A key function within the AquaMaster4 transmitter is its ‘Pressure Height Offset (mm)’, which can be used to compensate for the mounting height of the pressure transducer relative to the pipeline height. This allows it to be used in higher altitude locations. A city such as Denver USA, for example, which is 1,600m above sea level, has a lower typical atmospheric pressure by nearly 0.2 bar. This can be compensated for by the AquaMaster4 to enable accurate pressure measurement.
As a digital flowmeter, the AquaMaster 4 also offers the added benefit of simplifying the gathering, sharing and analysis of both flow and pressure data. Historically, water utilities have deployed separate flowmeters and pressure transducers around networks. While this will provide data on network flow and pressure conditions, the separate deployment of instruments represents additional inputs that need to be gathered and managed by water companies, many of which lack the information infrastructures needed to process and analyze it.

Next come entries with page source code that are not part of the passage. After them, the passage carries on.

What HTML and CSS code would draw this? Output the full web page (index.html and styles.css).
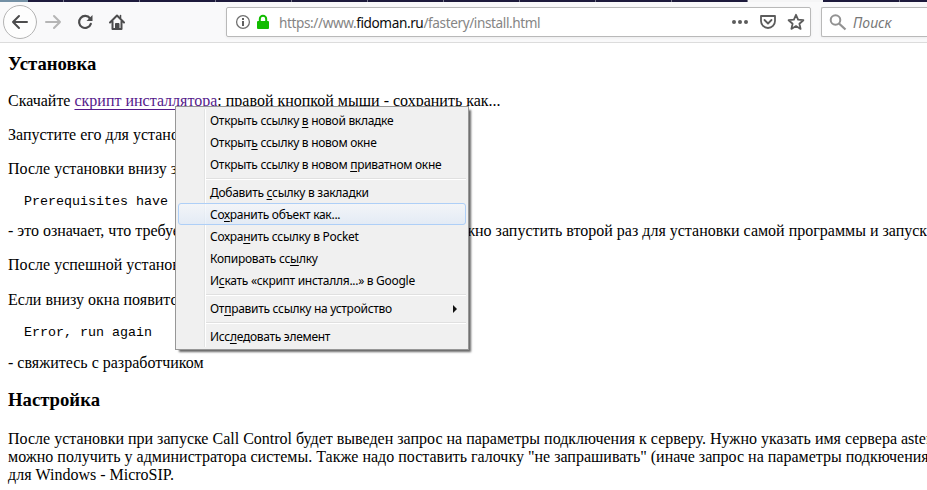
FILE: index.html
```
<!DOCTYPE html>
<html lang="ru">
<head>
<meta charset="utf-8">
<title>Установка</title>
<link rel="stylesheet" href="styles.css">
</head>
<body>
<div class="tabs"><i class="tab-first"></i><i class="tab-bg"></i><i class="tab-active"></i><i class="tab-bg tab-last"></i></div>
<header class="toolbar">
  <nav class="nav">
    <svg width="136" height="39" viewBox="0 3 136 39" fill="none" stroke="#4c4c4d" stroke-width="2" stroke-linecap="round" stroke-linejoin="round">
      <circle cx="20" cy="22" r="16.500" fill="#fdfdfd" stroke="#b4b4b4" stroke-width="1"/>
      <path d="M27 22H13M19 16l-6 6 6 6"/>
      <path stroke="#b5b5b5" d="M46 22h14M54 16l6 6-6 6"/>
      <path d="M90 18.500a6 6 0 1 0 .8 5.300" stroke-width="2.200"/>
      <path d="M92.500 15v6h-6z" fill="#4c4c4d" stroke="none"/>
      <path d="M110 22.500l7-7 7 7M112.500 21.500v7.500h9v-7.500"/>
      <path d="M120.500 15.500v2.500" stroke-width="1.500"/>
      <path d="M115.500 29v-5.500h3.500v5.500z" fill="#4c4c4d" stroke-width="1"/>
    </svg>
  </nav>
  <div class="urlbar">
    <svg width="42" height="28" viewBox="227 8 42 28">
      <circle cx="243" cy="22" r="6.400" fill="none" stroke="#707070" stroke-width="1.300"/>
      <path fill="#606060" d="M242 18h2v2h-2zM242 21h2v5h-2z"/>
      <rect x="257" y="21" width="12" height="8" rx="1" fill="#12bc00"/>
      <path d="M259.800 22v-3a3.200 3.200 0 0 1 6.400 0v3" fill="none" stroke="#12bc00" stroke-width="2"/>
    </svg>
    <span class="url">https://www.<b>fidoman.ru</b>/fastery/install.html</span>
    <svg class="actions" width="76" height="28" viewBox="730 8 76 28" fill="none" stroke="#5c5c5c" stroke-width="1.800" stroke-linejoin="round" stroke-linecap="round">
      <g fill="#5c5c5c" stroke="none"><circle cx="734" cy="22" r="2"/><circle cx="740" cy="22" r="2"/><circle cx="746" cy="22" r="2"/></g>
      <path d="M761 16h14v5a7 7 0 0 1-14 0z"/><path d="M764.500 20l3.500 3.500 3.500-3.500"/>
      <path d="M796 14.800l2.100 4.900 5.300.5-4 3.500 1.200 5.200-4.600-2.800-4.600 2.800 1.200-5.200-4-3.500 5.300-.5z"/>
    </svg>
  </div>
  <div class="search">
    <svg width="18" height="28" viewBox="829 8 18 28" fill="none" stroke="#929292" stroke-width="2"><circle cx="835.500" cy="20" r="4.800"/><path d="M839 23.500l6.500 6" stroke-width="2.300"/></svg>
    <span>Поиск</span>
  </div>
</header>
<main>
  <h3>Установка</h3>
  <p>Скачайте <a>скрипт инсталлятора</a>: правой кнопкой мыши - сохранить как...</p>
  <p>Запустите его для установки</p>
  <p>После установки внизу за</p>
  <pre>Prerequisites have</pre>
  <p class="split"><span class="split-start">- это означает, что требуется</span><span>жно запустить второй раз для установки самой программы и запуск</span></p>
  <p>После успешной установки</p>
  <p class="late">Если внизу окна появится</p>
  <pre>Error, run again</pre>
  <p>- свяжитесь с разработчиком</p>
  <h3 class="second">Настройка</h3>
  <p>После установки при запуске Call Control будет выведен запрос на параметры подключения к серверу. Нужно указать имя сервера asterisk<br>можно получить у администратора системы. Также надо поставить галочку "не запрашивать" (иначе запрос на параметры подкючения<br>для Windows - MicroSIP.</p>
</main>
<div class="menu">
  <div class="item"><span>Открыть ссылку <u>в</u> новой вкладке</span></div>
  <div class="item"><span>Открыт<u>ь</u> ссылку в новом окне</span></div>
  <div class="item"><span>Открыть ссылку в новом <u>п</u>риватном окне</span></div>
  <div class="sep"></div>
  <div class="item"><span>Добавить <u>с</u>сылку в закладки</span></div>
  <div class="item active"><span>Со<u>х</u>ранить объект как...</span></div>
  <div class="item"><span>Сохра<u>н</u>ить ссылку в Pocket</span></div>
  <div class="item"><span>Копировать сс<u>ы</u>лку</span></div>
  <div class="item"><span>И<u>с</u>кать «скрипт инсталля...» в Google</span></div>
  <div class="sep"></div>
  <div class="item"><span>От<u>п</u>равить ссылку на устройство</span><i class="arrow"></i></div>
  <div class="sep"></div>
  <div class="item"><span>Исс<u>л</u>едовать элемент</span></div>
</div>
</body>
</html>
```
FILE: styles.css
```
* { box-sizing: border-box; }
body { margin: 0; width: 927px; height: 490px; overflow: hidden; background: #fff; color: #000; font: 16px/18px "Liberation Serif", serif; }
.tabs { display: flex; height: 2px; background: #1d1a3c; }
.tabs i { flex: none; }
.tab-first { width: 28px; background: #7390a5; }
.tab-bg { width: 720px; background: repeating-linear-gradient(90deg, transparent 0 35px, #77778a 35px 36px, transparent 36px 76px); }
.tab-active { width: 75px; background: #f5f5f6; }
.tabs .tab-last { width: 104px; background-position: 41px 0; background-repeat: no-repeat; }
.toolbar { display: flex; height: 41px; background: #f9f9fa; border-bottom: 1px solid #dcdcdc; padding-top: 5px; }
.nav { width: 226px; margin-top: -4px; height: 39px; }
.nav svg, .urlbar svg, .search svg { display: block; flex: none; }
.urlbar, .search { display: flex; height: 30px; background: #fff; border: 1px solid #b9b9b9; border-radius: 2px; box-shadow: 0 1px 3px rgba(0,0,0,.06); font: 13.6px/30px "Noto Sans", sans-serif; }
.urlbar { width: 585px; color: #858585; }
.url { margin-left: 10px; white-space: nowrap; letter-spacing: -.4px; }
.url b { font-weight: 400; color: #0c0c0d; }
.urlbar .actions { margin-left: auto; margin-right: 4px; }
.search { margin-left: 10px; flex: 1; padding-left: 7px; border-right: 0; border-radius: 2px 0 0 2px; color: #777; font-size: 14px; font-style: italic; }
.search span { margin-left: 6px; }
main { padding: 10px 0 0 8px; white-space: nowrap; }
h3 { margin: 0 0 18px; font-size: 18.72px; line-height: 21px; }
p { margin: 0 0 16px; }
a { color: #551a8b; text-decoration: underline; text-underline-offset: 3px; }
pre { margin: 17px 0 14px 16px; font: 13.333px/13px "Liberation Mono", monospace; }
.split { display: flex; }
.split span { flex: none; }
.split .split-start { width: 456px; }
.late { margin-top: 17px; }
.late + pre { margin-bottom: 15px; }
.second { margin: 17px 0 20px; }
.menu { position: absolute; left: 175px; top: 106px; width: 294px; height: 244px; padding: 2px; border: 1px solid #979797; background: linear-gradient(90deg, transparent 28px, #e2e3e3 28px 29px, #fff 29px 30px, transparent 30px) 0 2px / 100% 238px no-repeat, #f0f0f0; box-shadow: 3px 3px 2px -1px rgba(0,0,0,.6); font: 12px/22px "Noto Sans", sans-serif; letter-spacing: -.29px; }
.item { display: flex; align-items: center; height: 22px; padding: 2px 9px 0 32px; white-space: nowrap; }
.item.active { padding: 2px 8px 0 31px; border: 1px solid #aecff7; border-radius: 3px; background: linear-gradient(rgba(244,247,251,.7), rgba(222,233,247,.7)); }
.item u { text-underline-offset: 2px; }
.sep { height: 6px; margin-left: 28px; background: linear-gradient(transparent 3px, #e0e0e0 3px 4px, #fff 4px 5px, transparent 5px); }
.arrow { margin-left: auto; border: 4px solid transparent; border-left-color: #111; border-right: 0; }
```
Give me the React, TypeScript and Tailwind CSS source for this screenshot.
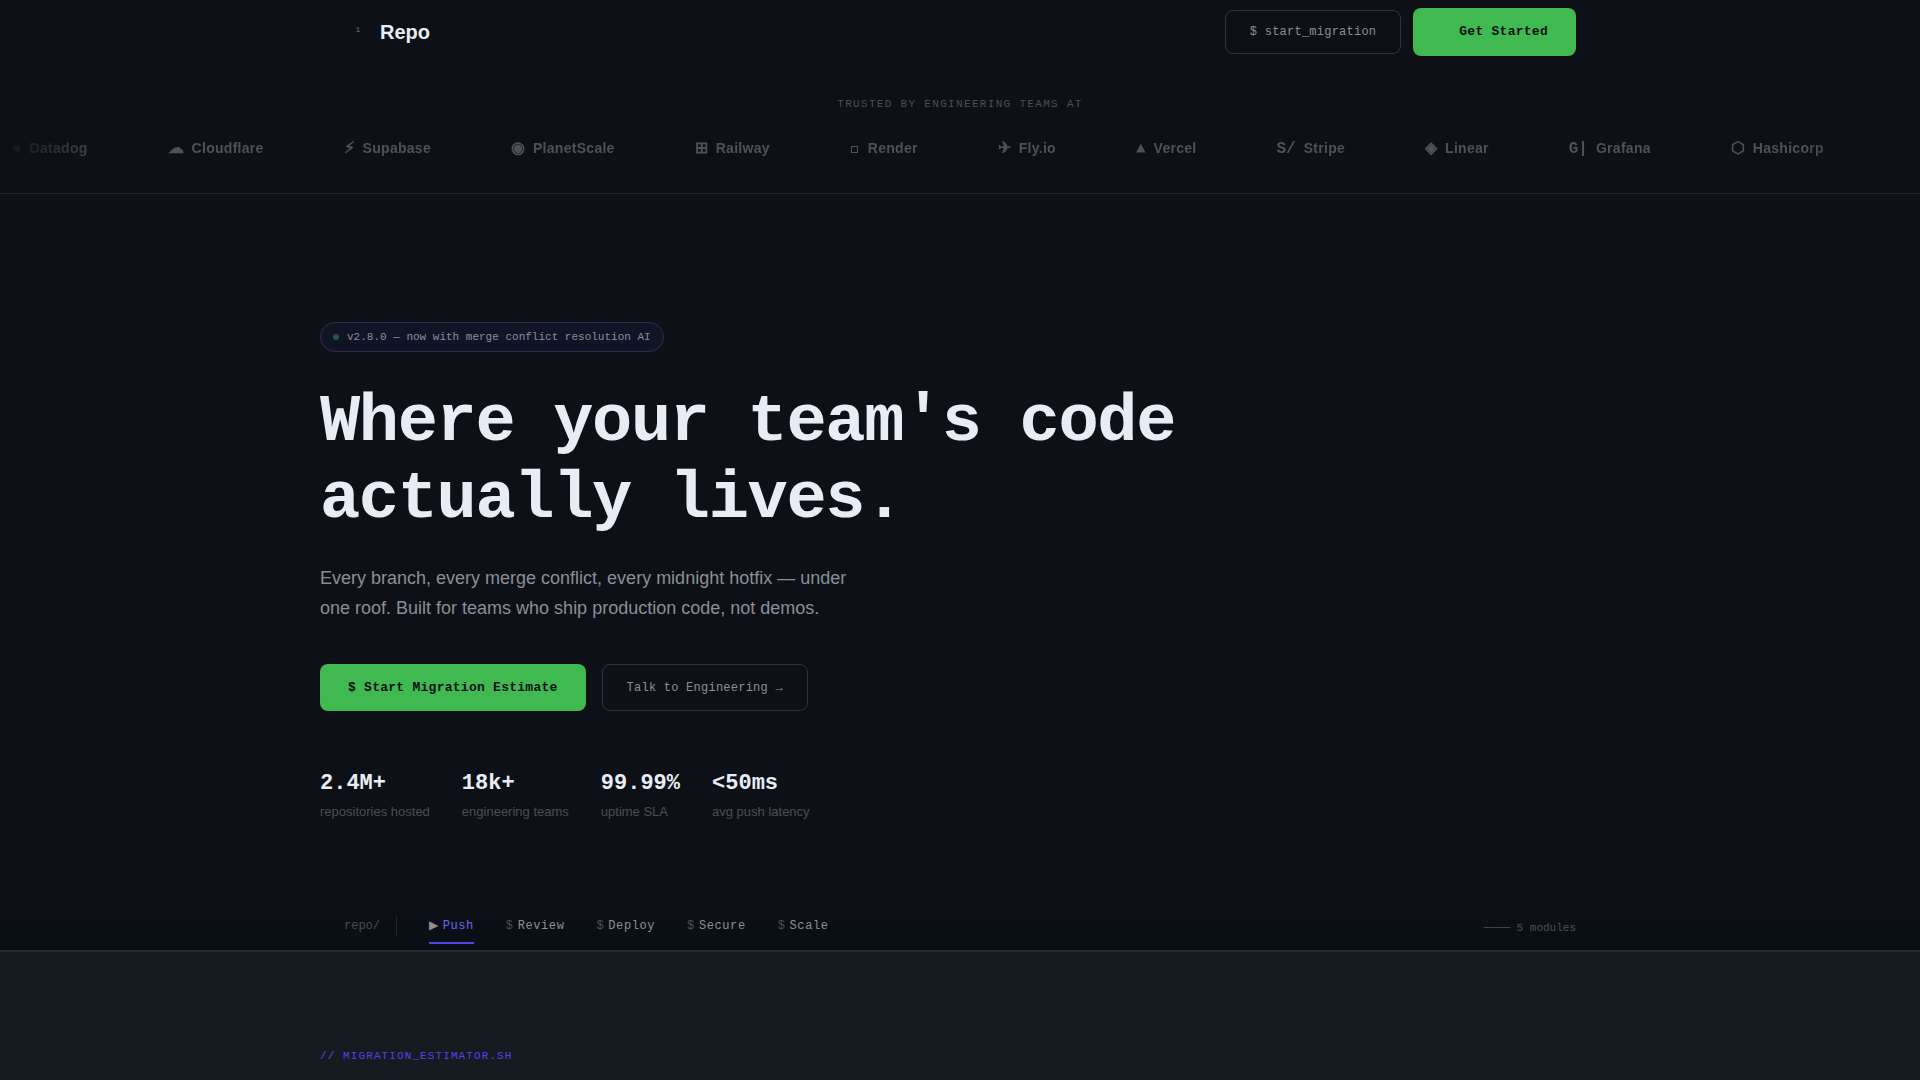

With its integrated pressure and flow data logger, the AquaMaster4 provides the flexibility to download logged data, and investigate, in precise detail, flow and pressure activity during a period of interest. When combined with other benefits such as the ability to download and share this data through a smart device, the possibilities for improving network performance through enhanced pressure measurement are greatly expanded.

Summary
The absolute basics in optimum water network management lie in achieving the highest levels of flow and pressure measurement accuracy. In this way, true consumption can be properly understood and every available drop accounted and charged for.  
With heavy investment needed to gear up the world’s water supplies to meet the ever growing demands being placed on them, flowmeters need to be at the frontline in ensuring that every last dollar is recovered to help cover the cost.